- Born: July 2, 1902 London, UK
- Died: January 25, 1966 (aged 63) Berkeley, California, USA
- Education: University of Toronto (B.A., M.A., Ph.D., M.D.)
- Known for: Wolff–Chaikoff effect
- Scientific career
- Institutions: University of California, Berkeley
- Doctoral advisor: John Macleod
- Doctoral students: Isadore Perlman Walter M. Fitch

= Israel Lyon Chaikoff =

Canadian-American biochemist (1902–1966)

Israel Lyon Chaikoff (2 July 1902, in London, UK – 25 January 1966, in Berkeley, USA) was a Canadian-American physiologist and biochemist, known for the Wolff–Chaikoff effect. He and his colleagues were pioneers in the use of radioactive iodine (iodine-131) to investigate thyroid function.

== Education and career ==
As a boy, he immigrated with his family from England to Canada. At the University of Toronto, he graduated with B.A. in 1924, M.A. in 1925, Ph.D. (in physiology) in 1927, and M.D. in 1930. At the University of California, Berkeley's department of physiology (which in 1930 was a division of the School of Medicine), he was an instructor from 1930 to 1931, an assistant Professor from 1931 to 1938, an associate professor from 1938 to 1942, and a full professor from 1942 until his death.

Chaikoff did research on the physiological biochemistry of blood transport involved in lipid and carbohydrate metabolism and metabolic disturbances associated with diabetes and vascular disease (such as arteriosclerosis). He used radioactive phosphorus (phosphorus-32) to investigate phospholipid metabolism. He used radioactive carbon (carbon-14) to investigate lipogenesis and the biosynthesis and utilization of fatty acids, sterol-containing metabolites, glucose, glycogen, adrenal steroids, and thyroid hormones.

A wide range of metabolic problems were studied in his laboratory and are reported in more than five hundred original papers. ... He added considerably to our knowledge of the nature of thyroid hormone secretion and the effect of the pituitary and of iodine on thyroid function; many of these studies gave new insight to the nature of action of anti-thyroid drugs.

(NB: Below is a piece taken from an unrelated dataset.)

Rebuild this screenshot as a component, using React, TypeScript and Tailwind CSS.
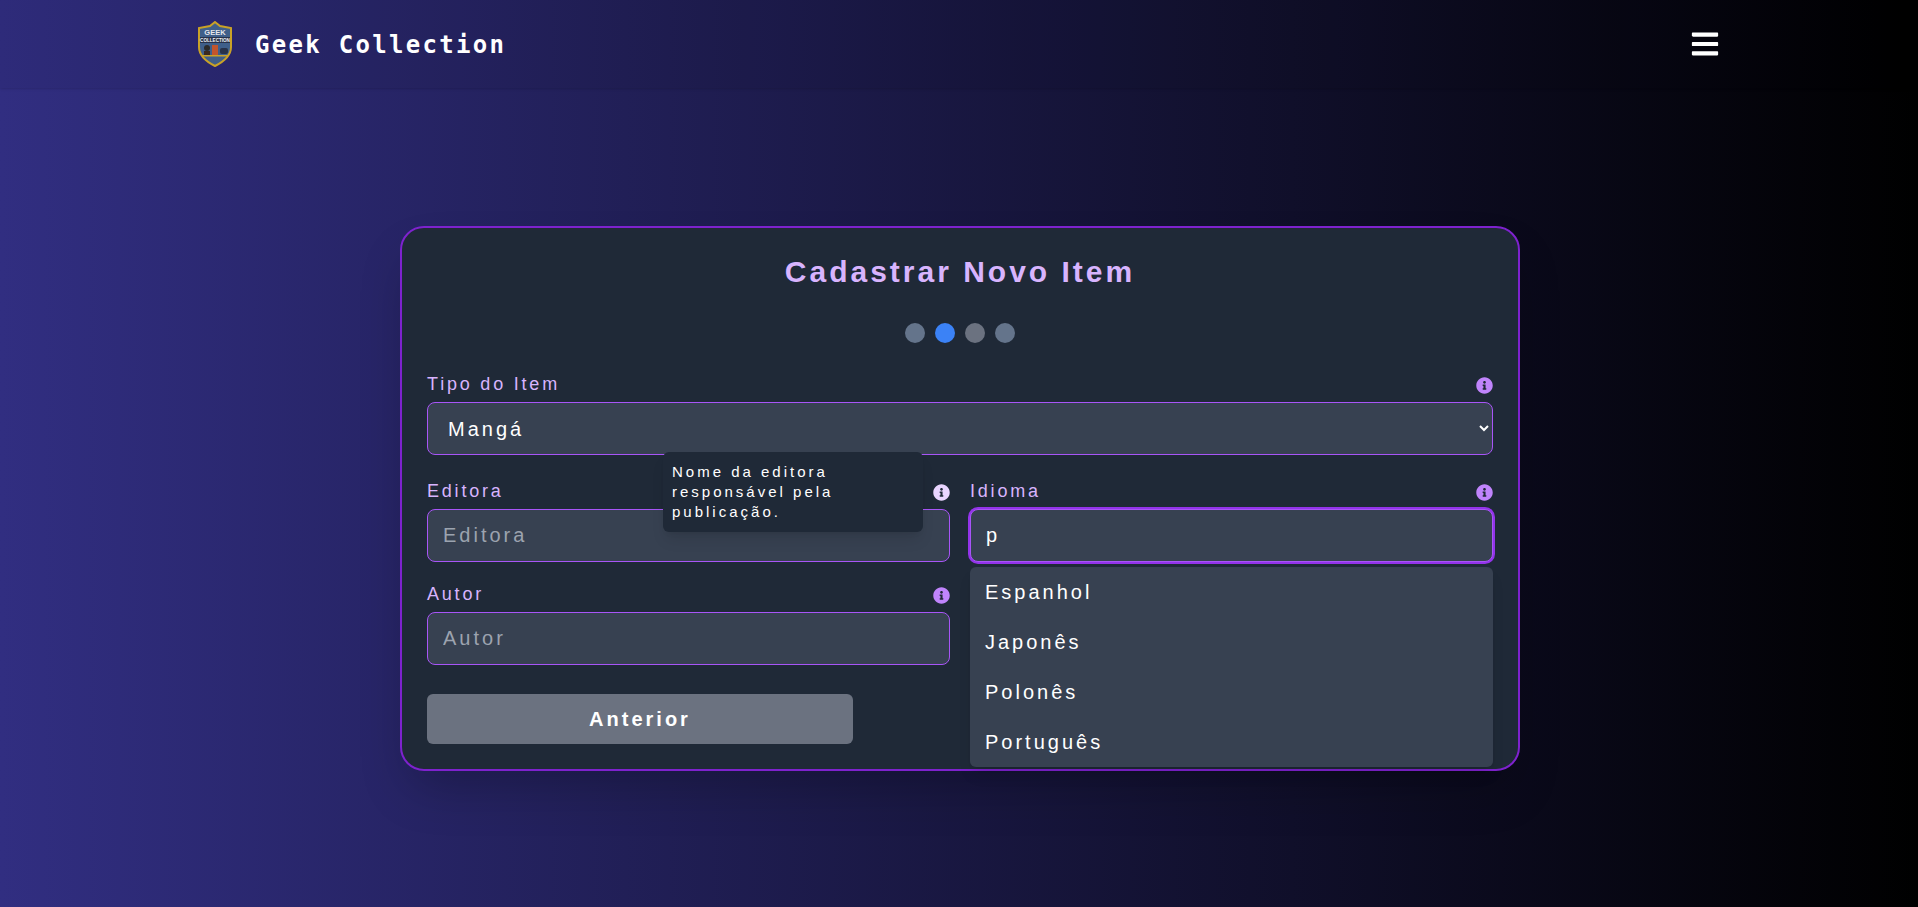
import React from "react";
import { FaBars, FaInfoCircle } from "react-icons/fa";

const IDIOMAS = ["Espanhol", "Japonês", "Polonês", "Português"];

// Escudo do logo
const Logo: React.FC = () => (
  <svg width="36" height="46" viewBox="0 0 36 46" className="shrink-0">
    <path d="M18 1 L23 5 L34 7 L34 26 C34 35 26 41 18 45 C10 41 2 35 2 26 L2 7 L13 5 Z" fill="#3f5f8a" stroke="#c9a227" strokeWidth="2" />
    <text x="18" y="14" textAnchor="middle" fontSize="7.5" fontWeight="700" fill="#e5e7eb" fontFamily="Liberation Sans, sans-serif">GEEK</text>
    <rect x="3" y="16" width="30" height="6" fill="#27324a" />
    <text x="18" y="21" textAnchor="middle" fontSize="4.6" fontWeight="700" fill="#f3f4f6" fontFamily="Liberation Sans, sans-serif">COLLECTION</text>
    <circle cx="10" cy="27" r="3" fill="#2b2b2b" />
    <rect x="7" y="30" width="6" height="4" fill="#3a2a20" />
    <rect x="15" y="24" width="6" height="10" fill="#c2552d" />
    <rect x="23" y="27" width="8" height="6" rx="2" fill="#27324a" />
    <rect x="5" y="34" width="26" height="1.5" fill="#c9a227" />
  </svg>
);

const FieldLabel: React.FC<{ label: string; active?: boolean; children?: React.ReactNode }> = ({ label, active, children }) => (
  <div className="relative flex items-center justify-between h-6 mb-[6px]">
    <label className="text-lg tracking-[2.8px] text-[#d8b4fe]">{label}</label>
    <FaInfoCircle size={17} className={"mt-[2px] " + (active ? "text-[#e9d5ff]" : "text-[#c084fc]")} />
    {children}
  </div>
);

const inputClass =
  "w-full h-[53px] px-[15px] rounded-lg border border-[#a855f7] bg-[#374151] text-xl tracking-[3px] text-white placeholder:text-[#9ca3af] outline-none";

export default function App() {
  return (
    <div className="min-h-screen flex flex-col bg-linear-to-r/srgb from-[#312e81] to-black font-['Liberation_Sans',Arial,sans-serif]">
      {/* Barra superior */}
      <header className="h-[88px] shrink-0 shadow-sm bg-black/5">
        <div className="mx-auto w-full max-w-[1536px] h-full pl-[6px] pr-[7px] flex items-center justify-between">
          <div className="flex items-center gap-[22px]">
            <Logo />
            <span className="pt-0.5 text-2xl font-bold tracking-[2.3px] text-white font-['DejaVu_Sans_Mono',monospace]">Geek Collection</span>
          </div>
          <FaBars size={30} className="text-white" />
        </div>
      </header>

      <main className="flex-1 flex items-center justify-center pl-0.5 pt-0.5">
        <div className="w-[1120px] rounded-3xl border-2 border-[#7e22ce] bg-[#1f2937] px-[25px] pt-[26px] pb-[25px] shadow-2xl">
          <h1 className="text-3xl font-bold tracking-[3px] text-center text-[#d8b4fe]">Cadastrar Novo Item</h1>

          <div className="flex justify-center gap-2.5 mt-[33px] mb-[29px]">
            <span className="w-5 h-5 rounded-full bg-[#64748b]" />
            <span className="w-5 h-5 rounded-full bg-[#3b82f6]" />
            <span className="w-5 h-5 rounded-full bg-[#6b7280]" />
            <span className="w-5 h-5 rounded-full bg-[#64748b]" />
          </div>

          <div className="mb-6">
            <FieldLabel label="Tipo do Item" />
            <select className={inputClass + " pl-4 text-lg"} defaultValue="Mangá">
              <option>Mangá</option>
            </select>
          </div>

          <div className="grid grid-cols-2 gap-x-5">
            <div className="flex flex-col gap-5">
              <div>
                <FieldLabel label="Editora" active>
                  <div className="absolute right-[27px] -top-[27px] z-20 w-[260px] rounded-md bg-[#1f2937] px-[9px] py-2.5 text-[15px] leading-5 tracking-[3px] text-white shadow-lg">
                    Nome da editora responsável pela publicação.
                  </div>
                </FieldLabel>
                <input className={inputClass} placeholder="Editora" />
              </div>
              <div>
                <FieldLabel label="Autor" />
                <input className={inputClass} placeholder="Autor" />
              </div>
              <button className="mt-[9px] w-2/5 min-w-[426px] h-[50px] rounded-md bg-[#6b7280] text-xl font-bold tracking-[3px] text-white">
                Anterior
              </button>
            </div>

            <div className="relative">
              <FieldLabel label="Idioma" />
              <input
                className="w-full h-[53px] px-[15px] rounded-lg border border-[#a855f7] ring-2 ring-[#9333ea] bg-[#374151] text-xl tracking-[3px] text-white outline-none"
                defaultValue="p"
              />
              <ul className="absolute z-10 left-0 right-0 top-[88px] rounded-md bg-[#374151] shadow-lg">
                {IDIOMAS.map((idioma) => (
                  <li key={idioma} className="h-[50px] px-[15px] flex items-center text-xl tracking-[3px] text-white">
                    {idioma}
                  </li>
                ))}
              </ul>
            </div>
          </div>
        </div>
      </main>
    </div>
  );
}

Chaikoff was the author or co-author of over 400 articles, which were published in many different journals, including Journal of Biological Chemistry, Proceedings of the Society for Experimental Biology and Medicine, American Journal of Physiology, Journal of Nutrition, The American Journal of Pathology, Annual Review of Biochemistry, Journal of Clinical Investigation, Science, Endocrinology, Cancer Research, Biochimica et Biophysica Acta, and Nature.

== Life and honors ==
In 1949 he married Isabelle A. Rawls. Chaikoff was a Guggenheim Fellow for the academic year 1941–1942. U. C. Berkeley's Department of Molecular & Cell Biology established the I.L. Chaikoff Memorial Award in his honor.